### Task brief
Read the lines that follow and tally those with the word "React"; give the number and nothing else.

----- Dataset extract -----

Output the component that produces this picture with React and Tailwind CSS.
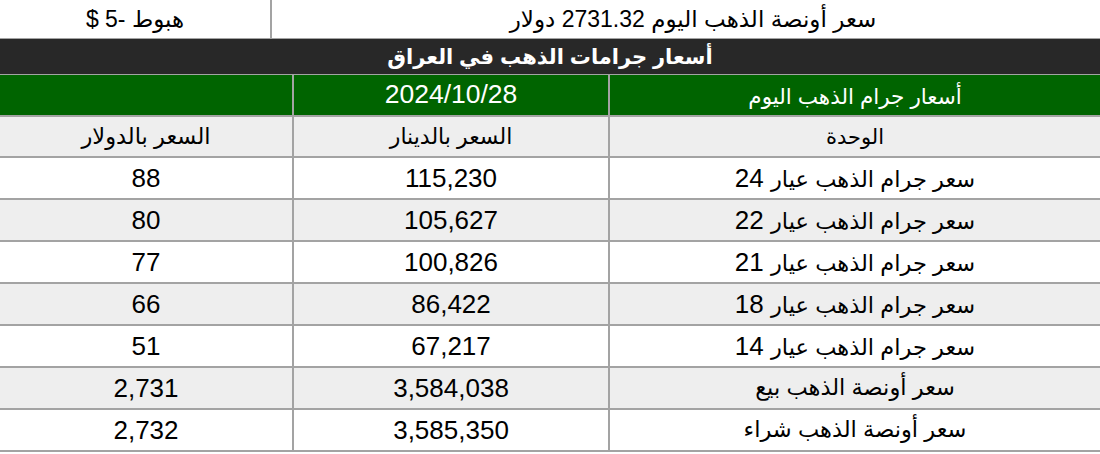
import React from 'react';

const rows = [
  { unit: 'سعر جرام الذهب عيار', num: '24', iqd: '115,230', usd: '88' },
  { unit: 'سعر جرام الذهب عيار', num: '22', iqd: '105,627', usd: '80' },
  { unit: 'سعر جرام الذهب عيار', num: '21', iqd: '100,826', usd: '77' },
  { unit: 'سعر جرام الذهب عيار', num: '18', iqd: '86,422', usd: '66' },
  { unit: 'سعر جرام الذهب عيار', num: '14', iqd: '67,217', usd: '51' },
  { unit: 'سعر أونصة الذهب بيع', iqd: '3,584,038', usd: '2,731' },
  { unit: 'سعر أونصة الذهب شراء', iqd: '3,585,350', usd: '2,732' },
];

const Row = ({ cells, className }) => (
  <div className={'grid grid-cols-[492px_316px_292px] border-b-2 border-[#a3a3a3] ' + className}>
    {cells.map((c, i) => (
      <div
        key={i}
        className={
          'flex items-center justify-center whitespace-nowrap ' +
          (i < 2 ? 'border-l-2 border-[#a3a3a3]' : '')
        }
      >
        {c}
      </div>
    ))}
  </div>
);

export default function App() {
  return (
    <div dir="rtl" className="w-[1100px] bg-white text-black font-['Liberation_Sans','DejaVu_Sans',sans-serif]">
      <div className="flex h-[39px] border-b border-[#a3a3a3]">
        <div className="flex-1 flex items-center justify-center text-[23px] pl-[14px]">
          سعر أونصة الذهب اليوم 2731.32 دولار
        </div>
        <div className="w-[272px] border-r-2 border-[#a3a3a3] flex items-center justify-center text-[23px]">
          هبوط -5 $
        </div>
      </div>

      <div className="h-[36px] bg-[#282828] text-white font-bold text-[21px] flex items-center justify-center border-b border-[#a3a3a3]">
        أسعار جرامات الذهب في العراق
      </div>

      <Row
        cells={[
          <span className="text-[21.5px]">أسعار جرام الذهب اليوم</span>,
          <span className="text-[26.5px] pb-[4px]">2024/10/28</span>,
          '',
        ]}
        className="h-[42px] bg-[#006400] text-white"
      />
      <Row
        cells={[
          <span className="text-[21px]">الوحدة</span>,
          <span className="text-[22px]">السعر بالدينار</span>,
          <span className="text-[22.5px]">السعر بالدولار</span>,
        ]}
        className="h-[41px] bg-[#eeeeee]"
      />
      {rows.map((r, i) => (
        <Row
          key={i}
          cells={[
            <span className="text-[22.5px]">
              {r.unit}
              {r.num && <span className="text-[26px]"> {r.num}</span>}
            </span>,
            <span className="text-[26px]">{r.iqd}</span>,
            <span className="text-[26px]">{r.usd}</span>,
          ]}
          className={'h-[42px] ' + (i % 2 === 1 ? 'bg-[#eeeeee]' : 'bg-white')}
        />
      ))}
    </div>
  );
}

-----

### Answer to the exercise
2